Copper scrap and waste (the rules don't differentiate) is another. As for old ships, don't go there. Abel, a UK company, bought a dozen or so life-expired transports from the US Navy a year or two back, with the intention of dismantling them responsibly in Hartlepool - a town in the somewhat depressed Northeast of England with a long tradition of ship building and ship breaking. Of course, there are some nasties such as asbestos, contaminated bilge oil and the like - what do you expect in a fifty-year-old ship? - but here was a chance to break them using a skilled and trained workforce, in a town that needs the jobs and under the strictest of regulation.

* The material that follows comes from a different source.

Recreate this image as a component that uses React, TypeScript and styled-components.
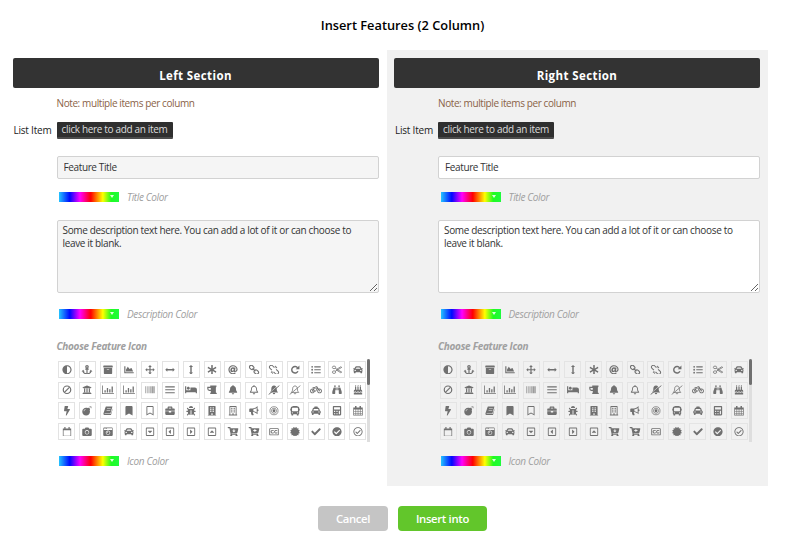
import React from "react";
import styled, { createGlobalStyle } from "styled-components";
import {
  FaAdjust, FaAnchor, FaArchive, FaChartArea, FaAsterisk, FaAt, FaListUl,
  FaCar, FaUniversity, FaBarcode, FaBed, FaBell, FaRegBell,
  FaBicycle, FaBinoculars, FaBirthdayCake, FaBolt, FaBomb, FaBookmark, FaRegBookmark, FaBriefcase,
  FaBug, FaBuilding, FaRegBuilding, FaBus, FaTaxi, FaCalculator, FaCamera,
  FaCameraRetro, FaRegCaretSquareDown, FaRegCaretSquareLeft, FaRegCaretSquareRight, FaRegCaretSquareUp,
  FaCartArrowDown, FaCartPlus, FaRegClosedCaptioning, FaCertificate, FaCheck, FaCheckCircle, FaRegCheckCircle,
} from "react-icons/fa";

const Global = createGlobalStyle`
  *, *::before, *::after { box-sizing: border-box; }
  body { margin: 0; background: #fff; font-family: "Open Sans", sans-serif; }
`;

const Page = styled.main`
  width: 800px;
  height: 539px;
  overflow: hidden;
  display: flex;
  flex-direction: column;
`;

const Title = styled.h1`
  margin: 0;
  height: 50px;
  padding-left: 5px;
  text-align: center;
  font-size: 12.8px;
  line-height: 51px;
  font-weight: 600;
  color: #000;
`;

const Columns = styled.div`
  display: grid;
  grid-template-columns: 381.5px 381.5px;
  padding-left: 5px;
  height: 436px;
`;

const Panel = styled.section<{ $shaded?: boolean }>`
  padding: 8px 8px 0 7.5px;
  background: ${(p) => (p.$shaded ? "#f1f1f1" : "#fff")};
  --field: ${(p) => (p.$shaded ? "#fff" : "#f5f5f5")};
  --tile: ${(p) => (p.$shaded ? "#e4e4e4" : "#e3e3e3")};
`;

const PanelHeader = styled.h2`
  margin: 0;
  height: 30px;
  border-radius: 2px;
  background: #333;
  color: #fff;
  text-align: center;
  font-size: 11.5px;
  font-weight: 700;
  letter-spacing: 0.4px;
  line-height: 35px;
`;

const Body = styled.div`
  padding-left: 44px;
`;

const Note = styled.p`
  margin: 0;
  height: 30px;
  line-height: 30px;
  font-size: 10px;
  letter-spacing: -0.4px;
  color: #8a6247;
`;

const ListRow = styled.div`
  display: flex;
  align-items: center;
  height: 24px;
  margin-bottom: 14px;
  margin-left: -43px;
`;

const ListLabel = styled.span`
  flex: none;
  width: 43px;
  font-size: 10px;
  letter-spacing: -0.22px;
  color: #222;
`;

const AddButton = styled.button`
  width: 116px;
  height: 17px;
  padding: 0 0 1px;
  border: 0;
  border-bottom: 2px solid #4c4c4c;
  border-radius: 1px;
  background: #2f2f2f;
  color: #dedede;
  font: 10px/14px "Open Sans", sans-serif;
  letter-spacing: -0.34px;
  white-space: nowrap;
`;

const TextInput = styled.input`
  display: block;
  width: 322px;
  height: 23px;
  padding: 0 6px 1px;
  border: 1px solid #d2d2d2;
  border-radius: 2px;
  background: var(--field);
  color: #333;
  font: 10px "Open Sans", sans-serif;
  letter-spacing: -0.38px;
`;

const TextBox = styled.textarea`
  display: block;
  width: 322px;
  height: 73px;
  padding: 3px 5px;
  border: 1px solid #d2d2d2;
  border-radius: 2px;
  background: var(--field);
  color: #333;
  font: 10px/13px "Open Sans", sans-serif;
  letter-spacing: -0.34px;
  resize: both;
`;

const ColorRow = styled.label<{ $height: number }>`
  display: flex;
  align-items: center;
  gap: 8px;
  height: ${(p) => p.$height}px;
  padding-left: 2.5px;
  font-size: 10px;
  letter-spacing: -0.36px;
  font-style: italic;
  color: #a0a0a0;
`;

const Swatch = styled.span`
  display: flex;
  align-items: center;
  justify-content: flex-end;
  width: 60px;
  height: 10px;
  padding: 0 5px 1px 0;
  background: linear-gradient(90deg, #24c4ff 0%, #0008ff 18%, #f0f 35%, #f00 53%, #ff0 73%, #1ffb22 87%, #1ffb3c 100%);
`;

const Spacer = styled.div`
  height: 5px;
`;

const IconHeading = styled.h3`
  margin: 0 0 2px;
  height: 22px;
  line-height: 22px;
  font-size: 10px;
  letter-spacing: -0.3px;
  font-style: italic;
  font-weight: 700;
  color: #a0a0a0;
`;

const Picker = styled.div`
  display: flex;
  justify-content: space-between;
  width: 313.5px;
  height: 83px;
  overflow: hidden;
`;

const Tiles = styled.div`
  display: grid;
  grid-template-columns: repeat(15, 17px);
  grid-auto-rows: 17px;
  column-gap: 3.8px;
  row-gap: 3.7px;
  padding: 2px 0 0 1.5px;
`;

const Tile = styled.span`
  display: flex;
  align-items: center;
  justify-content: center;
  border: 1px solid var(--tile);
  color: #707070;
  svg { width: 12px; height: 9.5px; flex: none; }
`;

const ScrollTrack = styled.div`
  width: 3px;
  height: 83px;
  background: #dedede;
`;

const ScrollThumb = styled.div`
  height: 26px;
  border-radius: 2px;
  background: #707070;
`;

const Actions = styled.footer`
  display: flex;
  justify-content: center;
  gap: 10px;
  padding: 20px 0 0 5px;
`;

const ActionButton = styled.button<{ $primary?: boolean }>`
  width: ${(p) => (p.$primary ? 89 : 70)}px;
  height: 25px;
  padding: 0;
  border: 0;
  border-radius: 4px;
  background: ${(p) => (p.$primary ? "#62c62b" : "#c5c5c5")};
  color: #fff;
  font: 600 11.3px "Open Sans", sans-serif;
  letter-spacing: -0.32px;
`;

const glyph = (children: React.ReactNode) => () => (
  <svg viewBox="0 0 16 16" fill="currentColor" stroke="none">{children}</svg>
);

const Arrows = glyph(
  <path d="M8 0l3 3.200H9V7h3.800V5L16 8l-3.200 3V9H9v3.800h2L8 16l-3-3.200h2V9H3.200v2L0 8l3.200-3v2H7V3.200H5z" />
);
const ArrowsH = glyph(<path d="M0 8l3.500-3.500v2.300h9V4.500L16 8l-3.500 3.500V9.200h-9v2.300z" />);
const ArrowsV = glyph(<path d="M8 0l3.500 3.500H9.200v9h2.300L8 16l-3.500-3.500h2.300v-9H4.500z" />);
const Bars = glyph(<path d="M0 2h16v2H0zM0 7h16v2H0zM0 12h16v2H0z" />);
const BarChart = () => (
  <svg viewBox="0 0 20 16" fill="currentColor">
    <path d="M0 1h1.300v12.700H20V15H0zM4 9h2.200v3.800H4zM8 5h2.200v7.800H8zM12 7h2.200v5.800H12zM16 2.500h2.200v10.300H16z" />
  </svg>
);
const Ban = glyph(
  <g fill="none" stroke="currentColor" strokeWidth="2">
    <circle cx="8" cy="8" r="6.300" />
    <path d="M12.400 3.600l-8.800 8.800" />
  </g>
);
const Repeat = glyph(
  <>
    <path d="M12.500 4.800A5.500 5.500 0 1 0 13 10.500" fill="none" stroke="currentColor" strokeWidth="2.400" />
    <path d="M15.500 1v6.300H9.200z" />
  </>
);
const Chain = glyph(
  <g transform="rotate(45 8 8)" fill="none" stroke="currentColor" strokeWidth="1.900">
    <rect x="-1.500" y="5" width="8" height="6" rx="3" />
    <rect x="9.500" y="5" width="8" height="6" rx="3" />
    <path d="M4.500 8h7" />
  </g>
);
const ChainBroken = glyph(
  <g transform="rotate(45 8 8)" fill="none" stroke="currentColor" strokeWidth="1.700">
    <path d="M6 5H1.500a3 3 0 0 0 0 6H6M10 5h4.500a3 3 0 0 1 0 6H10M8 1v3M8 12v3M5.300 1.500l.8 2M10.700 14.500l-.8-2" />
  </g>
);
const Mug = glyph(
  <path fillRule="evenodd" d="M5 1h10.500v2l-1 1v8.500l1.500 1V15H5v-1.500l1-1V10H3.500A3.500 3.500 0 0 1 0 6.500V3h5zM2 5v1.500A1.500 1.500 0 0 0 3.500 8H6V5z" />
);
const BellSlash = glyph(
  <>
    <path d="M8 1c3 .4 4.500 2.500 4.500 5 0 4 1 5 2.500 6.500H1C2.500 11 3.500 10 3.500 6 3.500 3.500 5 1.400 8 1zM6 13.500h4a2 2 0 0 1-4 0z" />
    <path d="M-.5 14.200L15.500 .2" stroke="#f8f8f8" strokeWidth="1" />
    <path d="M-1 16L17 1" stroke="currentColor" strokeWidth="1.600" />
  </>
);
const BellSlashOpen = glyph(
  <g fill="none" stroke="currentColor" strokeWidth="1.300">
    <path d="M8 1.500c3 .4 4 2.500 4 5 0 3.500 1 4.500 2.300 6H1.700C3 11 4 10 4 6.500c0-2.500 1-4.600 4-5zM6.500 13.500a1.500 1.500 0 0 0 3 0M-1 16L17 1" />
  </g>
);
const Book = glyph(
  <path fillRule="evenodd" d="M5 1h10.500L12 12.500H2.800c-.8 0-.8 1 0 1h9.700L15.800 4v1.500L13 15H2C0 15 0 13 .7 11.500L3.500 3C4 1.500 4.300 1 5 1zm1.500 3l-.3 1h6.300l.3-1zm-.8 2.700l-.3 1h6.300l.3-1z" />
);
const Bullhorn = glyph(
  <path fillRule="evenodd" d="M14 0v5.300a1.700 1.700 0 0 1 0 3.400V14c-2.500-2.200-5-3.400-7.500-3.700-.8.700-.5 1.700.3 2.300-.5.900.2 1.600 1 2.300-1 1.200-3.500 1.100-4 0C3.300 13.300 2.600 12 3 10.200H1.500A1.500 1.500 0 0 1 0 8.700V5.500A1.500 1.500 0 0 1 1.500 4H6c3 0 5.500-1.500 8-4zm-1.500 3.200C10.800 4.500 9 5.300 7 5.500v3.300c2 .2 3.800 1 5.500 2.200z" />
);
const Bullseye = glyph(
  <>
    <g fill="none" stroke="currentColor" strokeWidth="1.200">
      <circle cx="8" cy="8" r="6.800" />
      <circle cx="8" cy="8" r="4.300" />
    </g>
    <circle cx="8" cy="8" r="2.400" />
  </>
);
const Calendar = glyph(
  <path fillRule="evenodd" d="M0 2.500h3V0h2.500v2.500h5V0H13v2.500h3V16H0zM1.200 6v2.300h2.600V6zm3.700 0v2.300h2.600V6zm3.700 0v2.300h2.600V6zm3.700 0v2.300h2.500V6zM1.200 9.300v2.300h2.600V9.300zm3.700 0v2.300h2.600V9.300zm3.700 0v2.300h2.600V9.300zm3.700 0v2.300h2.500V9.300zM1.200 12.600v2.300h2.600v-2.300zm3.700 0v2.300h2.600v-2.300zm3.700 0v2.300h2.600v-2.300zm3.700 0v2.300h2.500v-2.300z" />
);
const CalendarOpen = glyph(
  <path fillRule="evenodd" d="M1 2.500h2.500V0h2v2.500h5V0h2v2.500H15V16H1zM2.200 5.300v9.500h11.600V5.300z" />
);
const Scissors = glyph(
  <g fill="none" stroke="currentColor" strokeWidth="1.300">
    <ellipse cx="3" cy="4" rx="2.800" ry="2.200" />
    <ellipse cx="3" cy="12" rx="2.800" ry="2.200" />
    <path d="M5 5.500L16 12l-1.700 1L7 8.500M5 10.500L16 4l-1.700-1L7 7.500" />
  </g>
);

const icons: React.ElementType[] = [
  FaAdjust, FaAnchor, FaArchive, FaChartArea, Arrows, ArrowsH, ArrowsV, FaAsterisk, FaAt, Chain, ChainBroken,
  Repeat, FaListUl, Scissors, FaCar,
  Ban, FaUniversity, BarChart, BarChart, FaBarcode, Bars, FaBed, Mug, FaBell, FaRegBell, BellSlash,
  BellSlashOpen, FaBicycle, FaBinoculars, FaBirthdayCake,
  FaBolt, FaBomb, Book, FaBookmark, FaRegBookmark, FaBriefcase, FaBug, FaBuilding, FaRegBuilding, Bullhorn,
  Bullseye, FaBus, FaTaxi, FaCalculator, Calendar,
  CalendarOpen, FaCamera, FaCameraRetro, FaCar, FaRegCaretSquareDown, FaRegCaretSquareLeft,
  FaRegCaretSquareRight, FaRegCaretSquareUp, FaCartArrowDown, FaCartPlus, FaRegClosedCaptioning, FaCertificate,
  FaCheck, FaCheckCircle, FaRegCheckCircle,
];

function ColorField({ label, height }: { label: string; height: number }) {
  return (
    <ColorRow $height={height}>
      <Swatch>
        <svg width="4" height="3" viewBox="0 0 4 3"><path d="M0 0h4L2 3z" fill="#dfffdc" /></svg>
      </Swatch>
      {label}
    </ColorRow>
  );
}

function Section({ name, shaded }: { name: string; shaded?: boolean }) {
  return (
    <Panel $shaded={shaded}>
      <PanelHeader>{name}</PanelHeader>
      <Body>
        <Note>Note: multiple items per column</Note>
        <ListRow>
          <ListLabel>List Item</ListLabel>
          <AddButton>click here to add an item</AddButton>
        </ListRow>
        <TextInput defaultValue="Feature Title" />
        <ColorField label="Title Color" height={36} />
        <Spacer />
        <TextBox defaultValue="Some description text here. You can add a lot of it or can choose to leave it blank." />
        <ColorField label="Description Color" height={42} />
        <IconHeading>Choose Feature Icon</IconHeading>
        <Picker>
          <Tiles>
            {icons.map((Icon, i) => (
              <Tile key={i}><Icon /></Tile>
            ))}
          </Tiles>
          <ScrollTrack><ScrollThumb /></ScrollTrack>
        </Picker>
        <ColorField label="Icon Color" height={38} />
      </Body>
    </Panel>
  );
}

export default function App() {
  return (
    <Page>
      <Global />
      <Title>Insert Features (2 Column)</Title>
      <Columns>
        <Section name="Left Section" />
        <Section name="Right Section" shaded />
      </Columns>
      <Actions>
        <ActionButton>Cancel</ActionButton>
        <ActionButton $primary>Insert into</ActionButton>
      </Actions>
    </Page>
  );
}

But no. The tree-huggers got the planning permissions (needed to build bunds to contain any spillage) overturned, on the amusing grounds that a ship is not a 'marine structure' - I should have noted that Abel has been breaking oil rigs quite happily with nary a complaint. Guess what will happen now (as indeed has happened to similar vessels from the Royal Navy's Fleet Auxiliary)? The hulks will be traded in the market, probably to Germany first, then to Turkey, and will end up beached on an Indian shore being torn apart almost bare-handed by small children.
One Man's Trash
From the big to the trivial. A newspaper reported recently that a retired businessman had received a Summons for flouting the Waste Disposal Regulations. His offence? He helps his son-in-law run a business, sometimes takes paperwork home, and occasionally puts this into his domestic refuse stream (a.k.a. the trashcan). Some eagle-eyed jobsworth spotted this and the sky fell in. You see, it's "business waste." To dispose of business waste you must use an approved contractor (at a price). For every 'consignment' you need a Consignment Note, specifying the content, any hazards, disposal method and site, and so on, in triplicate. You're supposed to file a copy with the authorities before the contractor comes, and you're responsible for the destination - so you'd better take insurance against the 'approved contractor' just dumping the stuff in the woods.
The prosecution has in fact been withdrawn, but that is the system we are up against. Almost any business disposal is a legal and bureaucratic nightmare (you can't even give a redundant desk-lamp to a charity shop); sensible and sustainable re-use is almost impossible; valuable input materials are classified as 'waste', and so, of course, wasted. And 'the people', their elected representatives, and the many less obviously elected Non-Governmental Organizations demand ever greater 'Corporate Social Responsibility.' I doubt most businesspeople spend their drive-time plotting to destroy the planet, but if I had to face this stuff every day I think I'd be tempted!
Samuel Tulip is a U.K.-based journalist who reports on the European Union.